> **RECORDS**:
┄┄┄┄┄┄

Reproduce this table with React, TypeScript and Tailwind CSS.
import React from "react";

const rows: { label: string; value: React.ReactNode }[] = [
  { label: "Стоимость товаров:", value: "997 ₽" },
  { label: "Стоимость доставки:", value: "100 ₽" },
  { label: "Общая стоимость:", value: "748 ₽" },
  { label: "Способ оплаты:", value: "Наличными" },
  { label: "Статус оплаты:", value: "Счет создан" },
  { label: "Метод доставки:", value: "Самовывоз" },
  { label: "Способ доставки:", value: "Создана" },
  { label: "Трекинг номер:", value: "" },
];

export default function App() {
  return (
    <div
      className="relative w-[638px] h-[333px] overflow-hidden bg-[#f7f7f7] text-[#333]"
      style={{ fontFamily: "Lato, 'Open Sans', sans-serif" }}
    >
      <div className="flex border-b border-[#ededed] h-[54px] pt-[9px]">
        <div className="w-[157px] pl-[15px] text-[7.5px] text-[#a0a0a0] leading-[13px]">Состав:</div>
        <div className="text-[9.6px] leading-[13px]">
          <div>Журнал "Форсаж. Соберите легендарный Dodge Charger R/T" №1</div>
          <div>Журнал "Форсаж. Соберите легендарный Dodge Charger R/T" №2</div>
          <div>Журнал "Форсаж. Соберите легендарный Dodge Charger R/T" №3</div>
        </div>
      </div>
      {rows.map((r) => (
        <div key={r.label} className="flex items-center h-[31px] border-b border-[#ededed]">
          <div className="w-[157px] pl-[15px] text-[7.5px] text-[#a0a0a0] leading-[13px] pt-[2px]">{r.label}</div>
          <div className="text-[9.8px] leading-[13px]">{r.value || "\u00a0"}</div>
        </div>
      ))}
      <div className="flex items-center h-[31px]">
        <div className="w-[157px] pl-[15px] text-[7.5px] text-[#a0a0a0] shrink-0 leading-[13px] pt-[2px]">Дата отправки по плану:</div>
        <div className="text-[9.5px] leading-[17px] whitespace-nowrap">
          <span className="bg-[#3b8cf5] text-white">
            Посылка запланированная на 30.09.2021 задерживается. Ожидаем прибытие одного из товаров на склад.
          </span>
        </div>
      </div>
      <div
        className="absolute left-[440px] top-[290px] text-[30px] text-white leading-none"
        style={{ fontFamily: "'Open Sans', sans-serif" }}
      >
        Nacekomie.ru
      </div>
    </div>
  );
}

┄┄┄┄┄┄

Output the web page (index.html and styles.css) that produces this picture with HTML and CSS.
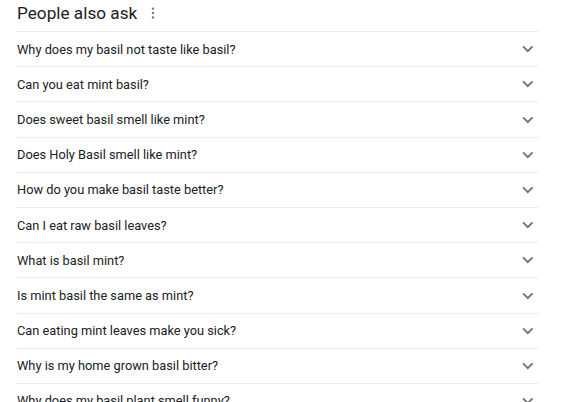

┄┄┄┄┄┄

> **PROBLEM TO WORK ON**: Go through the records and pull out each line that includes the word "React".

> **EXPECTED OUTPUT**:
Reproduce this table with React, TypeScript and Tailwind CSS.
import React from "react";
const rows: { label: string; value: React.ReactNode }[] = [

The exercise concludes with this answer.